The loss you don't notice until it's too late
When people think about old photos, they think about the damage they can see: the fading, the scratches, the water stains. That part is fixable, and it is the part Nostalgia handles first. The harder loss is quieter. It is the face nobody can name anymore, the friend in the back row, the child who became the grandparent telling the story.
A restored photo with no names is only half a memory. And unlike the fading, this loss has a clear deadline. The people who can identify everyone in a photo from sixty years ago are not available forever. Writing down what they know, while they still know it, is the one part of this you cannot do later.

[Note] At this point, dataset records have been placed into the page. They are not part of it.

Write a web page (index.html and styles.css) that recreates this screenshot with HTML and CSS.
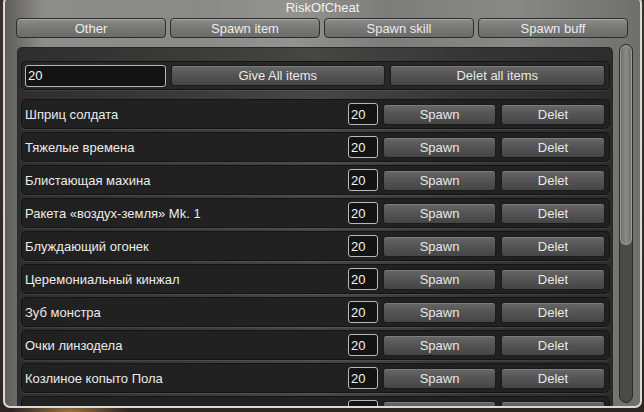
FILE: index.html
```html
<!DOCTYPE html>
<html lang="ru">
<head>
    <meta charset="UTF-8">
    <title>RiskOfCheat</title>
    <link rel="stylesheet" href="styles.css">
</head>
<body>
    <div class="window">
        <div class="title">RiskOfCheat</div>
        <div class="tabs">
            <button class="tab">Other</button>
            <button class="tab">Spawn item</button>
            <button class="tab">Spawn skill</button>
            <button class="tab">Spawn buff</button>
        </div>
        <div class="content">
            <div class="scroll-view">
                <div class="top-row">
                    <input class="field wide" value="20">
                    <button class="btn give">Give All items</button>
                    <button class="btn delall">Delet all items</button>
                </div>
                <div id="items"></div>
            </div>
            <div class="scrollbar"><div class="thumb"></div></div>
        </div>
    </div>

    <script>
        const items = [
            "Шприц солдата",
            "Тяжелые времена",
            "Блистающая махина",
            "Ракета «воздух-земля» Mk. 1",
            "Блуждающий огонек",
            "Церемониальный кинжал",
            "Зуб монстра",
            "Очки линзодела",
            "Козлиное копыто Пола",
            "Личный щит-генератор"
        ];

        const list = document.getElementById("items");
        items.forEach(function (name) {
            let row = document.createElement("div");
            row.classList.add("item-row");
            row.innerHTML = `<span class="item-name">${name}</span>
                             <input class="field small" value="20">
                             <button class="btn spawn">Spawn</button>
                             <button class="btn delet">Delet</button>`;
            list.appendChild(row);
        });
    </script>
</body>
</html>
```

FILE: styles.css
```css
body {
    margin: 0;
    width: 644px;
    height: 412px;
    overflow: hidden;
    font-family: "Liberation Sans", Arial, sans-serif;
    font-size: 13px;
    background: radial-gradient(ellipse 60px 14px at 70px 412px, #9a7440, transparent),
                linear-gradient(#3a302c, #2e2522);
}
.window {
    box-sizing: border-box;
    margin-left: 3px;
    margin-top: -4px;
    width: 639px;
    height: 412px;
    border: 2px solid #d9d9d6;
    border-radius: 7px;
    background: linear-gradient(90deg, #5f5d5b 0%, #8d8d89 6%, #8a8a86 30%, #93938f 45%, #7d7d7a 60%, #888884 80%, #6f6f6c 100%);
    display: flex;
    flex-direction: column;
    overflow: hidden;
}
.title {
    height: 18px;
    line-height: 16px;
    padding-top: 2px;
    text-align: center;
    color: #f2f2f2;
}
.tabs {
    display: flex;
    gap: 4px;
    padding-left: 11px;
    height: 20px;
}
.tab {
    width: 150px;
    height: 20px;
    padding: 0;
    font: inherit;
    color: #ececec;
    border: 1px solid #2c2c2c;
    border-radius: 4px;
    background: linear-gradient(#8c8c89, #777775 50%, #6b6b69);
    box-shadow: inset 0 1px 0 rgba(255, 255, 255, 0.25);
}
.content {
    display: flex;
    gap: 6px;
    padding: 6px 0 0 12px;
    flex: 1;
    min-height: 0;
}
.scroll-view {
    box-sizing: border-box;
    width: 596px;
    margin-top: 3px;
    padding: 13px 2px 0 3px;
    border: 1px solid #262626;
    border-bottom: none;
    border-radius: 5px 5px 0 0;
    background: linear-gradient(90deg, #2e2e2e 0%, #3b3b3a 30%, #464645 50%, #363636 75%, #2c2c2c 100%);
    overflow: hidden;
}
.top-row, .item-row {
    box-sizing: border-box;
    display: flex;
    align-items: center;
    border: 1px solid #141414;
    border-radius: 5px;
    background: #212121;
    box-shadow: 0 1px 0 rgba(255, 255, 255, 0.08);
}
.top-row {
    height: 29px;
    padding: 0 4px 0 3px;
    margin-bottom: 9px;
    background: #272727;
}
.item-row {
    height: 30px;
    padding: 0 4px 0 3px;
    margin-bottom: 3px;
}
.item-name {
    flex: 1;
    color: #ececec;
}
.field {
    box-sizing: border-box;
    font: inherit;
    color: #f4f4f4;
    background: #131313;
    border: 1px solid #b9b9b9;
    border-radius: 3px;
    padding: 0 0 0 2px;
    outline: none;
}
.field.wide {
    width: 141px;
    height: 22px;
}
.field.small {
    width: 30px;
    height: 22px;
}
.btn {
    box-sizing: border-box;
    height: 21px;
    padding: 0;
    font: inherit;
    color: #e8e8e8;
    border: 1px solid #1b1b1b;
    border-radius: 3px;
    background: linear-gradient(#676767, #555555 45%, #454545);
    box-shadow: inset 0 1px 0 rgba(255, 255, 255, 0.15);
}
.give {
    width: 214px;
    margin-left: 5px;
}
.delall {
    width: 216px;
    margin-left: 5px;
}
.spawn {
    width: 113px;
    margin-left: 5px;
}
.delet {
    width: 104px;
    margin-left: 5px;
}
.scrollbar {
    box-sizing: border-box;
    width: 14px;
    height: 359px;
    border: 1px solid #2a2a2a;
    border-radius: 7px;
    background: #4a4a49;
    overflow: hidden;
}
.thumb {
    height: 200px;
    border-radius: 6px;
    background: linear-gradient(90deg, #6a6a68, #8a8a87 50%, #6c6c6a);
    box-shadow: inset 0 0 0 1px #999;
}
```
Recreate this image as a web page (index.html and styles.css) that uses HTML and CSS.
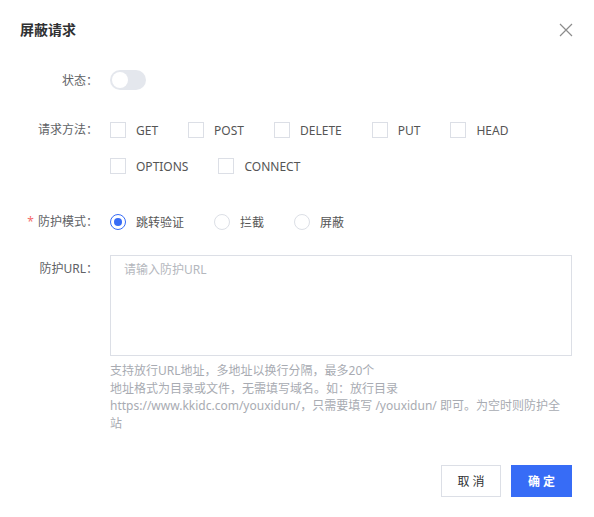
FILE: index.html
```html
<!DOCTYPE html>
<html lang="zh-CN">

<head>
    <meta charset="UTF-8">
    <meta name="viewport" content="width=device-width, initial-scale=1.0">
    <title>屏蔽请求</title>
    <link rel="stylesheet" href="styles.css">
</head>

<body>
    <div class="dialog">
        <div class="dialog-header">
            <h3 class="dialog-title">屏蔽请求</h3>
            <button class="close-btn" aria-label="关闭">
                <svg width="14" height="14" viewBox="0 0 14 14">
                    <path d="M1 1 L13 13 M13 1 L1 13" stroke="#8c8c8c" stroke-width="1.2" fill="none"/>
                </svg>
            </button>
        </div>

        <div class="form">
            <div class="form-item item-state">
                <label class="form-label">状态：</label>
                <div class="form-content">
                    <span class="switch"><span class="switch-knob"></span></span>
                </div>
            </div>

            <div class="form-item item-methods">
                <label class="form-label">请求方法：</label>
                <div class="form-content check-group">
                    <label class="check"><span class="check-box"></span>GET</label>
                    <label class="check"><span class="check-box"></span>POST</label>
                    <label class="check"><span class="check-box"></span>DELETE</label>
                    <label class="check"><span class="check-box"></span>PUT</label>
                    <label class="check"><span class="check-box"></span>HEAD</label>
                    <label class="check"><span class="check-box"></span>OPTIONS</label>
                    <label class="check"><span class="check-box"></span>CONNECT</label>
                </div>
            </div>

            <div class="form-item item-mode">
                <label class="form-label"><span class="required">*</span>防护模式：</label>
                <div class="form-content radio-group">
                    <label class="radio"><span class="radio-dot checked"></span>跳转验证</label>
                    <label class="radio"><span class="radio-dot"></span>拦截</label>
                    <label class="radio"><span class="radio-dot"></span>屏蔽</label>
                </div>
            </div>

            <div class="form-item item-url">
                <label class="form-label">防护URL：</label>
                <div class="form-content">
                    <textarea class="url-input" placeholder="请输入防护URL"></textarea>
                    <div class="help">
                        支持放行URL地址，多地址以换行分隔，最多20个<br>
                        地址格式为目录或文件，无需填写域名。如：放行目录 https://www.kkidc.com/youxidun/，只需要填写 /youxidun/ 即可。为空时则防护全站
                    </div>
                </div>
            </div>
        </div>

        <div class="dialog-footer">
            <button class="btn btn-cancel">取 消</button>
            <button class="btn btn-primary">确 定</button>
        </div>
    </div>
</body>

</html>
```

FILE: styles.css
```css
body {
    margin: 0;
    padding: 0;
    background-color: #fff;
    font-family: "Noto Sans", "Noto Sans CJK SC", sans-serif;
    font-size: 12px;
    color: #606266;
}

.dialog {
    width: 594px;
    height: 517px;
    box-sizing: border-box;
    padding: 20px 22px 20px 20px;
}

.dialog-header {
    display: flex;
    justify-content: space-between;
    align-items: center;
    height: 20px;
}

.dialog-title {
    margin: 0;
    font-size: 14px;
    font-weight: bold;
    color: #303133;
    line-height: 20px;
}

.close-btn {
    border: none;
    background: none;
    padding: 0;
    width: 14px;
    height: 14px;
    margin-right: -1px;
    cursor: pointer;
}

.form {
    margin-top: 25px;
}

.form-item {
    display: flex;
}

.form-label {
    width: 78px;
    flex-shrink: 0;
    padding-right: 12px;
    text-align: right;
    color: #606266;
}

.form-content {
    flex: 1;
}

.required {
    color: #f56c6c;
    margin-right: 4px;
}

/* 状态 */
.item-state .form-label,
.item-state .form-content {
    line-height: 32px;
    height: 32px;
}

.item-state {
    margin-bottom: 15px;
}

.switch {
    display: inline-block;
    vertical-align: middle;
    width: 36px;
    height: 20px;
    border-radius: 10px;
    background-color: #e4e7ed;
    position: relative;
    margin-top: -3px;
}

.switch-knob {
    position: absolute;
    left: 2px;
    top: 2px;
    width: 16px;
    height: 16px;
    border-radius: 50%;
    background-color: #fff;
}

/* 请求方法 */
.item-methods {
    margin-bottom: 22px;
}

.item-methods .form-label {
    line-height: 36px;
}

.check-group {
    display: flex;
    flex-wrap: wrap;
    margin-right: -10px;
}

.check,
.radio {
    display: flex;
    align-items: center;
    height: 36px;
    margin-right: 30px;
    color: #555;
}

.check-box {
    width: 14px;
    height: 14px;
    border: 1px solid #dcdfe6;
    margin-right: 10px;
}

/* 防护模式 */
.item-mode {
    margin-bottom: 17px;
}

.item-mode .form-label {
    line-height: 32px;
}

.radio-group {
    display: flex;
}

.radio {
    height: 32px;
}

.radio-dot {
    width: 14px;
    height: 14px;
    border: 1px solid #dcdfe6;
    border-radius: 50%;
    margin-right: 10px;
    box-sizing: content-box;
    position: relative;
}

.radio-dot.checked {
    border-color: #376cf6;
}

.radio-dot.checked::after {
    content: "";
    position: absolute;
    left: 3px;
    top: 3px;
    width: 8px;
    height: 8px;
    border-radius: 50%;
    background-color: #376cf6;
}

/* 防护URL */
.item-url .form-label {
    line-height: 28px;
}

.url-input {
    display: block;
    width: 100%;
    height: 101px;
    box-sizing: border-box;
    border: 1px solid #dcdfe6;
    border-radius: 0;
    padding: 5px 13px;
    font-family: "Noto Sans", "Noto Sans CJK SC", sans-serif;
    font-size: 12px;
    line-height: 18px;
    color: #606266;
    resize: none;
    outline: none;
}

.url-input::placeholder {
    color: #b4b7bd;
}

.help {
    margin-top: 6px;
    padding-right: 12px;
    line-height: 17.5px;
    color: #a8abb2;
}

.dialog-footer {
    display: flex;
    justify-content: flex-end;
    gap: 10px;
    margin-top: 33px;
}

.btn {
    height: 32px;
    padding: 0;
    font-family: "Noto Sans", "Noto Sans CJK SC", sans-serif;
    font-size: 12px;
    cursor: pointer;
}

.btn-cancel {
    width: 60px;
    border: 1px solid #dcdfe6;
    background-color: #fff;
    color: #303133;
}

.btn-primary {
    width: 61px;
    border: none;
    background-color: #376cf6;
    color: #fff;
    font-weight: bold;
}
```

Make it a conversation, not a project
The good news is that this does not have to be a solemn archiving session. The best version of it is an afternoon with a parent or a grandparent and a stack of photos, letting one picture lead to the next. The names come out naturally when the stories do.
A few things make it easier. Start with the photos that have people in them, not the scenery. Ask open questions: not just who is this, but where was this, and what was happening that day. And capture it as you go, because the detail you are sure you will remember is exactly the one that slips.
- Sit together and go in any order the stories take you. Structure can come later.
- Add the date and place, even a rough one. 'Sometime in the late 60s, the old house' is far better than nothing.
- Note who is missing too. The person behind the camera is part of the story.
Let the tools carry the tedious part
The reason this used to feel like a chore is that you were typing the same details into a blank box, over and over. Nostalgia tries to take that weight off. Photo Insight makes a first guess at when and where a photo was taken, so you are correcting a draft instead of starting from nothing. It reads the back of a print when there is writing on it. And it groups the same face across the decades, so a name you confirm once travels with every photo that person appears in, rather than one file at a time.
None of it is automatic in the way that matters. The estimates are a starting point, and you stay in control of every name and date. The point is only to make the writing-down fast enough that you actually do it, in the one window when the person who remembers is still sitting beside you.
Why it's worth doing now
There is no rush anyone should feel pressured by. But the prints are quietly aging, and so is memory, and the two do not wait for a convenient year. An afternoon spent naming faces is a small thing that becomes irreplaceable the moment it can no longer be done.
Keep the names with the photos, and you have kept more than the image. You have kept the people in it: who they were, how they were connected, and the story someone told you the day you sat down to ask.